I believe that what @stevenm and @GEGJr are saying is that in one case you are starting with a white canvas and creating a painting and in the other you start out with silence and create music. But in photo processing you have an image and embellish it. A crude example of their point is the painting by numbers that we did as kids.

Mr. Briot,

You said “Writing a musical score is done according to a framework, ‘rules’, so that the score is intelligible and can be read by other musicians.”

Pray tell, what framework of rules are being followed when you do what you do?

Apples and oranges, sir. Apples and oranges.

Well lets agree to disagree. You misstated my point. Of course all raw captures require processing as they are the negative and have to be turned into a usable file for output. However, I stand by my statement. Processing for print output is very different from complete manipulation and especially blending multiple captures in post especially for adding or subtraction of solid objects. Don’t get me wrong, I consider what you do art but what you do is primarily outside the camera not with the camera. Without the computer and manipulation software your art couldn’t exist. Have you ever done what you do with a hard negative? Granted negatives and even prints can be hand colored and it used to be, and probably still is, done all the time. But do you? Yes it’s art too.

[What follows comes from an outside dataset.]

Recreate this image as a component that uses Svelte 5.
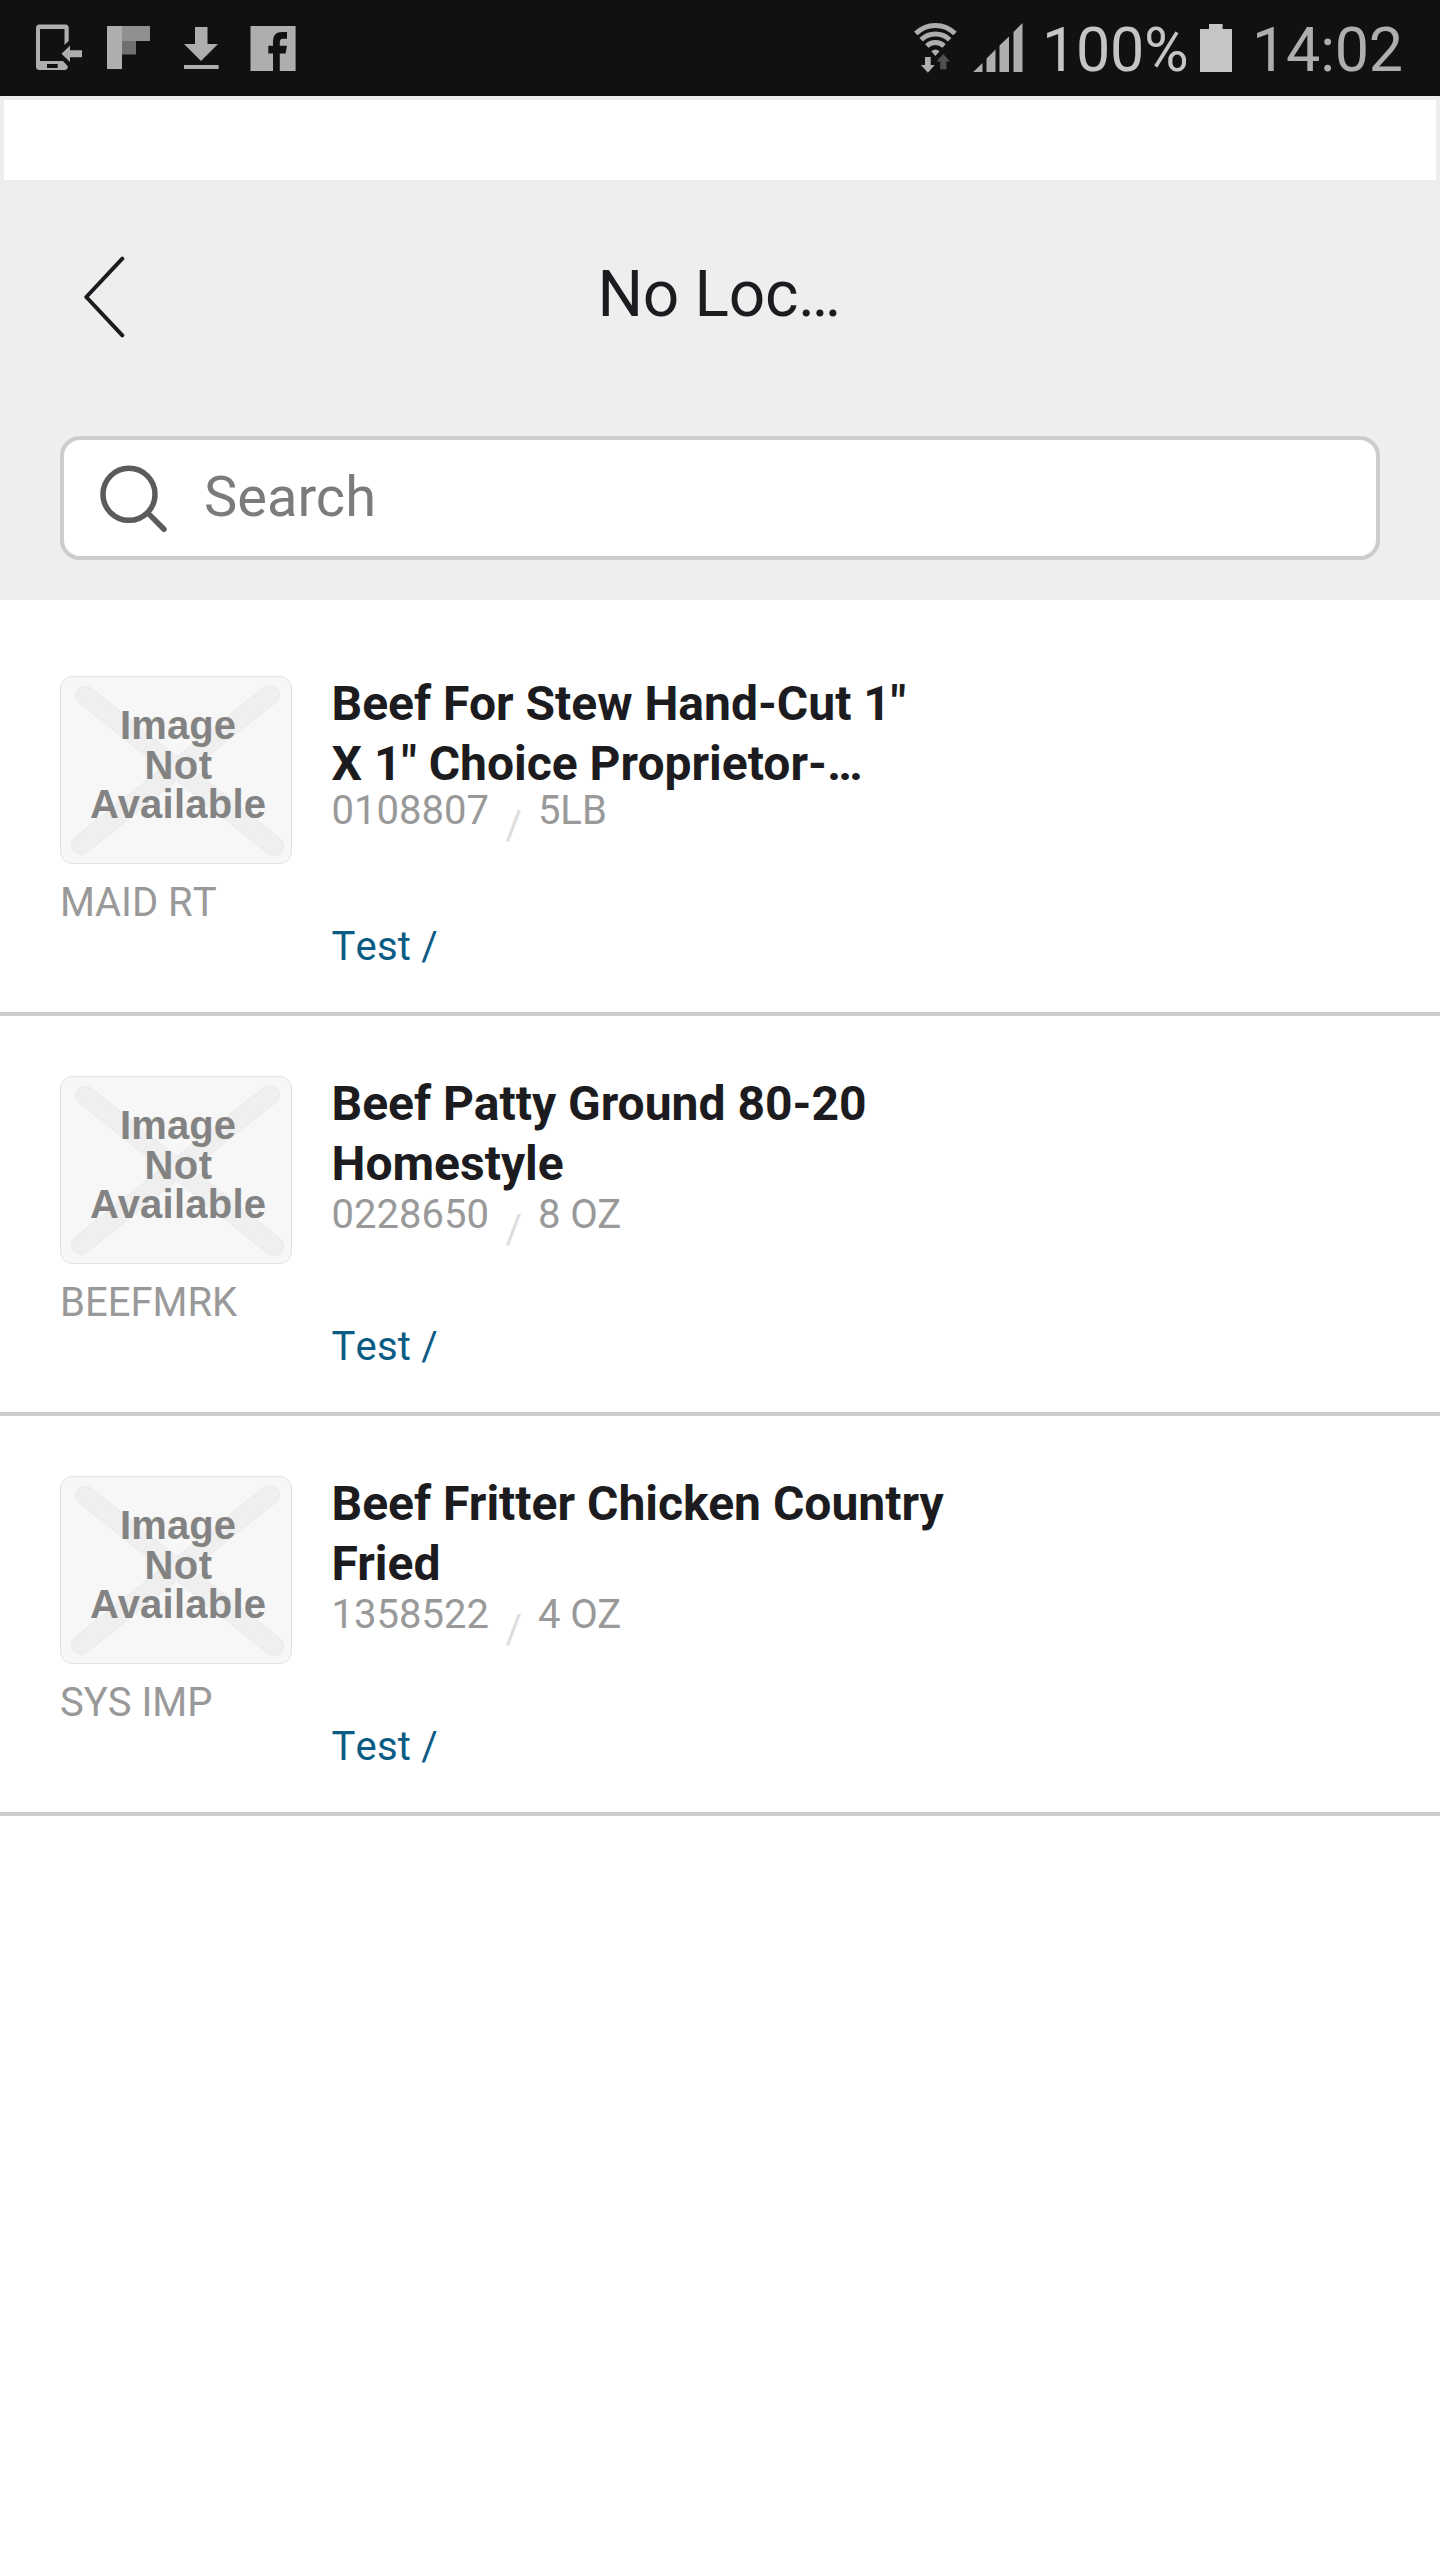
<script>
  const items = [
    { brand: 'MAID RT', title: ['Beef For Stew Hand-Cut 1"', 'X 1" Choice Proprietor-…'], code: '0108807', size: '5LB', clipped: true },
    { brand: 'BEEFMRK', title: ['Beef Patty Ground 80-20', 'Homestyle'], code: '0228650', size: '8 OZ', clipped: false },
    { brand: 'SYS IMP', title: ['Beef Fritter Chicken Country', 'Fried'], code: '1358522', size: '4 OZ', clipped: false }
  ];
</script>

<div class="screen">
  <div class="status">
    <div class="group notices">
      <svg width="46" height="96" viewBox="36 0 46 96" fill="#aeaeae">
        <path fill-rule="evenodd" d="M39.5 24.5H65.5Q68.7 24.5 68.7 28V41L64.5 45V29H40V61H63L68 66.500Q67.500 70 64.500 70H39.500Q36 70 36 66.500V28Q36 24.500 39.500 24.500ZM47 64V68H57.700V64Z" />
        <path d="M61.500 53.700L70 45.500V50.200H82V57.200H70V62Z" />
      </svg>
      <svg width="43" height="96" viewBox="107 0 43 96">
        <path fill="#aeaeae" d="M107 26H122V69H107Z" />
        <path fill="#909090" d="M122 26H150V41H122Z" />
        <path fill="#707070" d="M122 41H136V54.500H122Z" />
      </svg>
      <svg width="35" height="96" viewBox="184 0 35 96" fill="#aeaeae">
        <path d="M195 27H207.500V44H218L201 61L184 44H195ZM184 65H218.600V69H184Z" />
      </svg>
      <svg width="46" height="96" viewBox="250 0 46 96" fill="#aeaeae">
        <path d="M250.500 26H295.600V71H279.800V53.500H285.600L287 45.700H279.800V42Q279.800 38.700 283 38.700H287V32H282Q273 32 273 41V45.700H268.300V53.500H273V71H250.500Z" />
      </svg>
    </div>
    <div class="group system">
      <svg width="44" height="96" viewBox="914 0 44 96">
        <g fill="none" stroke="#aeaeae" stroke-width="5">
          <path d="M915.800 33.600A27.500 27.500 0 0 1 955 33.600" />
          <path d="M921.200 39.700A20.500 20.500 0 0 1 949.600 39.700" />
          <path d="M926.800 46A12.500 12.500 0 0 1 944 46" />
        </g>
        <path fill="#aeaeae" d="M931.300 51.300Q935.400 47.500 939.500 51.300L935.400 56ZM925 57H930.700V65H934.700L927.900 72.700L921 65H925Z" />
        <path fill="#505050" d="M943.300 54L950 61.500H946.400V69.300H940.200V61.500H936.500Z" />
      </svg>
      <svg class="signal" width="50" height="96" viewBox="972.500 0 50 96" fill="#aeaeae">
        <path d="M972.700 72L982 63V72ZM986 72V58.500L995 49.500V72ZM999 72V45.500L1008.500 36.500V72ZM1013 72V32L1022 23V72Z" />
      </svg>
      <span class="percent">100%</span>
      <svg width="32" height="96" viewBox="1200 0 32 96" fill="#c5c5c5">
        <path d="M1200 29H1209V24H1222.600V29H1232V72H1200Z" />
      </svg>
      <span class="clock">14:02</span>
    </div>
  </div>

  <header>
    <div class="strip"></div>
    <div class="nav">
      <svg class="back" width="42" height="84" viewBox="0 0 42 84" fill="none" stroke="#1c1c20" stroke-width="4" stroke-linecap="round" stroke-linejoin="round">
        <path d="M38.300 3.700L2.300 42L38.300 80.300" />
      </svg>
      <h1>No Loc…</h1>
    </div>
    <div class="search">
      <svg width="68" height="68" viewBox="0 0 68 68" fill="none" stroke="#5b5b5b" stroke-width="5.500" stroke-linecap="round">
        <circle cx="29" cy="30.300" r="26" />
        <path d="M48.500 49.600L64 65.200" />
      </svg>
      <span>Search</span>
    </div>
  </header>

  <main>
    {#each items as item}
      <article>
        <div class="media">
          <svg class="thumb" width="232" height="188" viewBox="0 0 232 188">
            <rect x="0.500" y="0.500" width="231" height="187" rx="12" fill="#f7f7f7" stroke="#e2e2e2" />
            <g stroke-linecap="round">
              <path stroke="#e5e5e5" stroke-width="19.600" d="M210 18.700L20.700 169M25.300 19.700L214.300 170.300" />
              <path stroke="#efefef" stroke-width="18.600" d="M210 18.700L20.700 169M25.300 19.700L214.300 170.300" />
            </g>
            <g class="missing">
              <text x="60" y="63.400" textLength="116">Image</text>
              <text x="84.500" y="102.500" textLength="67.500">Not</text>
              <text x="30" y="142" textLength="176">Available</text>
            </g>
          </svg>
          <p>{item.brand}</p>
        </div>
        <div class="info">
          <h2>{#each item.title as line}<span>{line}</span>{/each}</h2>
          <div class="meta" class:clipped={item.clipped}>
            <span>{item.code}</span>
            <span class="slash">/</span>
            <span>{item.size}</span>
          </div>
          <p class="link">Test /</p>
        </div>
      </article>
    {/each}
  </main>
</div>

<style>
  :global(body) {
    margin: 0;
    background: #fff;
  }
  .screen {
    width: 1440px;
    height: 2560px;
    overflow: hidden;
    background: #fff;
    font-family: Roboto, sans-serif;
    color: #1c1c20;
  }
  svg {
    display: block;
    flex: none;
  }
  h1, h2, p {
    margin: 0;
    font-weight: 400;
  }
  .status {
    height: 96px;
    box-sizing: border-box;
    padding: 0 37px 0 36px;
    background: #111;
    display: flex;
    justify-content: space-between;
  }
  .group {
    display: flex;
    align-items: flex-start;
  }
  .notices svg:nth-child(2) { margin-left: 25px; }
  .notices svg:nth-child(3) { margin-left: 34px; }
  .notices svg:nth-child(4) { margin-left: 31px; }
  .signal { margin-left: 14.5px; }
  .percent, .clock {
    font-size: 61px;
    line-height: 100px;
    white-space: nowrap;
  }
  .percent {
    width: 148px;
    margin: 0 10px 0 19.500px;
    color: #c5c5c5;
    letter-spacing: -0.3px;
  }
  .clock {
    width: 151px;
    margin-left: 20px;
    color: #aeaeae;
    letter-spacing: -0.2px;
  }
  header {
    height: 504px;
    box-sizing: border-box;
    padding: 4px 4px 0;
    background: #eee;
  }
  .strip {
    height: 80px;
    background: #fff;
  }
  .nav {
    height: 234px;
    display: grid;
    grid-template-columns: 1fr auto 1fr;
    align-items: center;
  }
  .back {
    margin-left: 80px;
  }
  h1 {
    font-size: 64px;
    line-height: 76px;
    margin-bottom: 4px;
    padding-right: 2px;
    letter-spacing: -0.3px;
  }
  .search {
    height: 124px;
    box-sizing: border-box;
    margin: 22px 56px 0;
    border: 4px solid #ccc;
    border-radius: 20px;
    background: #fff;
    display: flex;
    align-items: center;
    padding: 0 36px;
    gap: 36px;
  }
  .search span {
    font-size: 56px;
    line-height: 66px;
    margin-bottom: 2px;
    color: #7b7b7b;
  }
  main {
    padding-top: 16px;
  }
  article {
    height: 400px;
    box-sizing: border-box;
    padding: 58px 60px 43px;
    border-bottom: 4px solid #ccc;
    display: flex;
    gap: 39.5px;
  }
  .media {
    padding-top: 2px;
    width: 232px;
    flex: none;
  }
  .media p {
    margin-top: 17px;
    font-size: 40px;
    line-height: 44px;
    font-kerning: none;
    color: #999;
  }
  .missing {
    font: bold 40px "Liberation Sans", sans-serif;
    fill: #838383;
  }
  .info {
    display: flex;
    flex-direction: column;
  }
  h2 {
    font-size: 48px;
    line-height: 60px;
    font-weight: 700;
  }
  h2 span {
    display: block;
    white-space: nowrap;
  }
  .meta {
    margin-top: 4px;
    display: flex;
    align-items: flex-start;
    font-size: 40px;
    line-height: 34px;
    color: #999;
  }
  .meta.clipped {
    margin-top: 0;
  }
  .slash {
    padding-top: 15px;
    margin: 0 16px 0 16.5px;
    color: #ddd;
  }
  .link {
    margin-top: auto;
    font-size: 40px;
    line-height: 44px;
    font-kerning: none;
    letter-spacing: 0.2px;
    color: #0a5c85;
  }
</style>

As for you paying attention to the “histogram, f-stop, shutter speed, focus and other aspects of the capture that cannot be changed in post processing” I’m sure you do. So I won’t insult you by saying you’re incorrect but I will say you have misstated the facts. The very reason for raw capture is so those very aspects can be changed in post. After all in your essay you admitted to doing just that.

Sincerely,

GEGJr

The debate between raw and jpeg will never end.